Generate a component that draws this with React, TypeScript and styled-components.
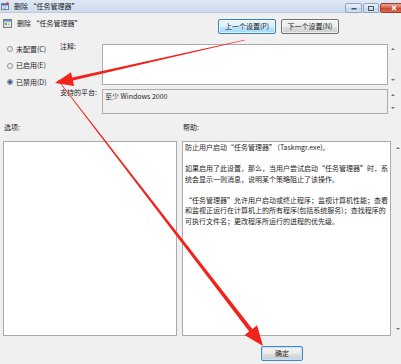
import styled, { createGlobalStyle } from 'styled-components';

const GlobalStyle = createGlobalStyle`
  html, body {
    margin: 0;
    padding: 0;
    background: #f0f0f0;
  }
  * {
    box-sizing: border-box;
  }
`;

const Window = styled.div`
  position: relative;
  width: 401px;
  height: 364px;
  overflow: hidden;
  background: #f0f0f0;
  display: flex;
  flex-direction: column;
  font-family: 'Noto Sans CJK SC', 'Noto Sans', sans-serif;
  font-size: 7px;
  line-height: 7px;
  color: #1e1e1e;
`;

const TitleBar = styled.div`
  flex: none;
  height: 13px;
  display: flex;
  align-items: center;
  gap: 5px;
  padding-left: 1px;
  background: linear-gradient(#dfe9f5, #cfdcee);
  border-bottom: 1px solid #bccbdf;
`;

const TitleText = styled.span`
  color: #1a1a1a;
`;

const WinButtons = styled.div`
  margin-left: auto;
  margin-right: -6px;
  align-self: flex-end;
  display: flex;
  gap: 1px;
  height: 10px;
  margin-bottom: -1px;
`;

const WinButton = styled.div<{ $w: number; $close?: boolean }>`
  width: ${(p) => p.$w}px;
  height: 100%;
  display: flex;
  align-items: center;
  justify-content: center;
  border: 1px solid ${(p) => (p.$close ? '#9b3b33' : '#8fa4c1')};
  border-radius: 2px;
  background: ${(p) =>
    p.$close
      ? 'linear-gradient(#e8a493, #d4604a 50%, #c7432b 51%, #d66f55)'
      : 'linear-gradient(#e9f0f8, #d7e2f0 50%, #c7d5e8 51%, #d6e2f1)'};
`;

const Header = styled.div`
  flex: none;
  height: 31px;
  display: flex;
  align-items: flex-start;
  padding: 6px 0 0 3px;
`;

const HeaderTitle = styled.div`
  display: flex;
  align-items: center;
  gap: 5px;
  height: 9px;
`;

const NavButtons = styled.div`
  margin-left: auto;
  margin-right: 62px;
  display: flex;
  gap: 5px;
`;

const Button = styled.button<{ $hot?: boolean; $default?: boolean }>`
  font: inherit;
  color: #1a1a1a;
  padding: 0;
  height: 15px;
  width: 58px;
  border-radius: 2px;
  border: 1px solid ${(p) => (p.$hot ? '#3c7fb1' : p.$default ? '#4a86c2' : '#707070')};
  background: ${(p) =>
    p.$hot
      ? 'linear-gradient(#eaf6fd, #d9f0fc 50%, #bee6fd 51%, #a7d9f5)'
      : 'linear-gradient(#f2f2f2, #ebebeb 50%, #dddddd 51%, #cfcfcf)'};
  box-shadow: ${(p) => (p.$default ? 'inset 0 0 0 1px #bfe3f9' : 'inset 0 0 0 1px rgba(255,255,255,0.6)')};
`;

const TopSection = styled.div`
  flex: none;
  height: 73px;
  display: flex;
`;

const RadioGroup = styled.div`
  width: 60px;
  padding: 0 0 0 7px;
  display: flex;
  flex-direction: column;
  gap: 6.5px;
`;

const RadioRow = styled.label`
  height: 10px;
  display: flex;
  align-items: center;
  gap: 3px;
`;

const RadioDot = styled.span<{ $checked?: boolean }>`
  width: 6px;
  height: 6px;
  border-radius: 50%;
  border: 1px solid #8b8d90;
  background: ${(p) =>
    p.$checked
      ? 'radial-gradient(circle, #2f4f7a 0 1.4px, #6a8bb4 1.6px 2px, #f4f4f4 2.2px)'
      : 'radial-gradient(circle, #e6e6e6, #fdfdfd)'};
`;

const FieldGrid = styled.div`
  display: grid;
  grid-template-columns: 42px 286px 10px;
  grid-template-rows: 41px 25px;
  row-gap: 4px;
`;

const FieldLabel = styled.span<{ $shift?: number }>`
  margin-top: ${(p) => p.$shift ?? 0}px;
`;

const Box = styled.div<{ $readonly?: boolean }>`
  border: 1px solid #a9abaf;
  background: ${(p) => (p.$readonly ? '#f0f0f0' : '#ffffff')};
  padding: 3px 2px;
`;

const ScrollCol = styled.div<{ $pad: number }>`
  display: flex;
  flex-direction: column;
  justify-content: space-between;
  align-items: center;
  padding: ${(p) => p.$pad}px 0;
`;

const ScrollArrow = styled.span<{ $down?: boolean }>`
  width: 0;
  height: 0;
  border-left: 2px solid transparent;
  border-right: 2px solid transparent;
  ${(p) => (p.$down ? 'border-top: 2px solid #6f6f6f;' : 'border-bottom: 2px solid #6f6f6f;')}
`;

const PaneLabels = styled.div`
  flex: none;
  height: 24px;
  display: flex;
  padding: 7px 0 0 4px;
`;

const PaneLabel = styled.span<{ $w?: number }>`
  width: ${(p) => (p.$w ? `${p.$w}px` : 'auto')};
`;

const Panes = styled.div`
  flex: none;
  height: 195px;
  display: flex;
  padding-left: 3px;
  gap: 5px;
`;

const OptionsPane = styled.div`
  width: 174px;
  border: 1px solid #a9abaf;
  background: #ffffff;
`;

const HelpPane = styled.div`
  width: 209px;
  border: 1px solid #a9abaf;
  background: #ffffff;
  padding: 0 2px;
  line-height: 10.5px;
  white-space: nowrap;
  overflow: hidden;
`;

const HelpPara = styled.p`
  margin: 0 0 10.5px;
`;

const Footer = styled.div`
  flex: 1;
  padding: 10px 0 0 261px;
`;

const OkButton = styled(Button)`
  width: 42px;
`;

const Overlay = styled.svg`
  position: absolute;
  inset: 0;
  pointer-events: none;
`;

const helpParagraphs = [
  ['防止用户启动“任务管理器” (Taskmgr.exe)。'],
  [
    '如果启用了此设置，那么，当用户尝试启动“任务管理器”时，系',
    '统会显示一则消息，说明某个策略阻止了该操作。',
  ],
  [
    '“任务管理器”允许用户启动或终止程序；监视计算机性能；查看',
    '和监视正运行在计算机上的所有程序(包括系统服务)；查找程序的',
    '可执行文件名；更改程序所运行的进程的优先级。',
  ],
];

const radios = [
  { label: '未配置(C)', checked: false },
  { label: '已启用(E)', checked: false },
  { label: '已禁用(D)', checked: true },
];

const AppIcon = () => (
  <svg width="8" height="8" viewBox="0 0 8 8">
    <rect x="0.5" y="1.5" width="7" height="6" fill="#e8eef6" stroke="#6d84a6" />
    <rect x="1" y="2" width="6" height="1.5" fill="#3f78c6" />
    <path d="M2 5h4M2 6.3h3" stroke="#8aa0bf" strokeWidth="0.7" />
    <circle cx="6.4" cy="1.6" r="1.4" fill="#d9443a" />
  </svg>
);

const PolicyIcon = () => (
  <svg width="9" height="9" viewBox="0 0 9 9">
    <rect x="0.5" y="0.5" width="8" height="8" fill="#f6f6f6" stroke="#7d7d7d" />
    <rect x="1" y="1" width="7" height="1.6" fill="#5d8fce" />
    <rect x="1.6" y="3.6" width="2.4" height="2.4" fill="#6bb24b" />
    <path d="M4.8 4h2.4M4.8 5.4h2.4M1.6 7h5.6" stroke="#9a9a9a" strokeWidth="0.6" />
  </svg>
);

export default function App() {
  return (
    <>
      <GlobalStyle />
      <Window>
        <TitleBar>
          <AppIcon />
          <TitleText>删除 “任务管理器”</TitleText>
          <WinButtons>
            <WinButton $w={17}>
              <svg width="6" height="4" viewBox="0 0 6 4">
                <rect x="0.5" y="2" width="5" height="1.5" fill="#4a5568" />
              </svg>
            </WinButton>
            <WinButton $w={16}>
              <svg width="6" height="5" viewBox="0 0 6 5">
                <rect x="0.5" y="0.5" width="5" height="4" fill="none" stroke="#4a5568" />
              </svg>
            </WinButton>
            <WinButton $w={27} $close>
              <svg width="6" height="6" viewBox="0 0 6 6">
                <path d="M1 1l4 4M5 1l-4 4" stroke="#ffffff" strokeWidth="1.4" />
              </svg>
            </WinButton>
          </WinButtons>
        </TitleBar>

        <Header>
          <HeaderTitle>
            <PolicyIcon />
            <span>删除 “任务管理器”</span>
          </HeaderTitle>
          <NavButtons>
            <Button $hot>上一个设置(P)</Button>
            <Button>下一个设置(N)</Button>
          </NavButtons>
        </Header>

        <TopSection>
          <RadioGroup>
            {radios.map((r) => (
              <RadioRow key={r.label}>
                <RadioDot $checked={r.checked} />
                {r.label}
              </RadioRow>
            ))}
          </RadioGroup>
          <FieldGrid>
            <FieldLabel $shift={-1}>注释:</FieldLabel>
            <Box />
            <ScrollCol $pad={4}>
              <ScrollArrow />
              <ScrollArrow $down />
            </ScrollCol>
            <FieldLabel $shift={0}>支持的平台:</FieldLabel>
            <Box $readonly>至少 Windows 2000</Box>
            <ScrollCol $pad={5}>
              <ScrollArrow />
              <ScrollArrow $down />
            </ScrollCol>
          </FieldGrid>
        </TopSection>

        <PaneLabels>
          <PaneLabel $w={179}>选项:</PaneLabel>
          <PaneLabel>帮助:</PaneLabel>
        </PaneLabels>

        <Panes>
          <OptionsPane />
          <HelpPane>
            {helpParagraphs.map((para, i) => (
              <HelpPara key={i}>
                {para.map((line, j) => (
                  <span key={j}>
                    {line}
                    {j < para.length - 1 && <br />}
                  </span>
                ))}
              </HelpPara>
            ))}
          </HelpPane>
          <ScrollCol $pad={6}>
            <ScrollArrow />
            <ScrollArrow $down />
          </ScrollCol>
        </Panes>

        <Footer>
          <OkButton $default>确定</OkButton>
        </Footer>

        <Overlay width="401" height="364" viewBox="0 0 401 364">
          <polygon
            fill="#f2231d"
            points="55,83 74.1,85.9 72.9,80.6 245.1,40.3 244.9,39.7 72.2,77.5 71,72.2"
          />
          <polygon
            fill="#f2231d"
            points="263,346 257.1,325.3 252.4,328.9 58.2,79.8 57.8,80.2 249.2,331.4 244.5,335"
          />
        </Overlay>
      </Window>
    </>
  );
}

[OBJECTIVE]: Look for the word "components" in every line of the listing and copy the lines that have it.

[WRITTEN ANSWER]:
Generate a component that draws this with React, TypeScript and styled-components.
import styled, { createGlobalStyle } from 'styled-components';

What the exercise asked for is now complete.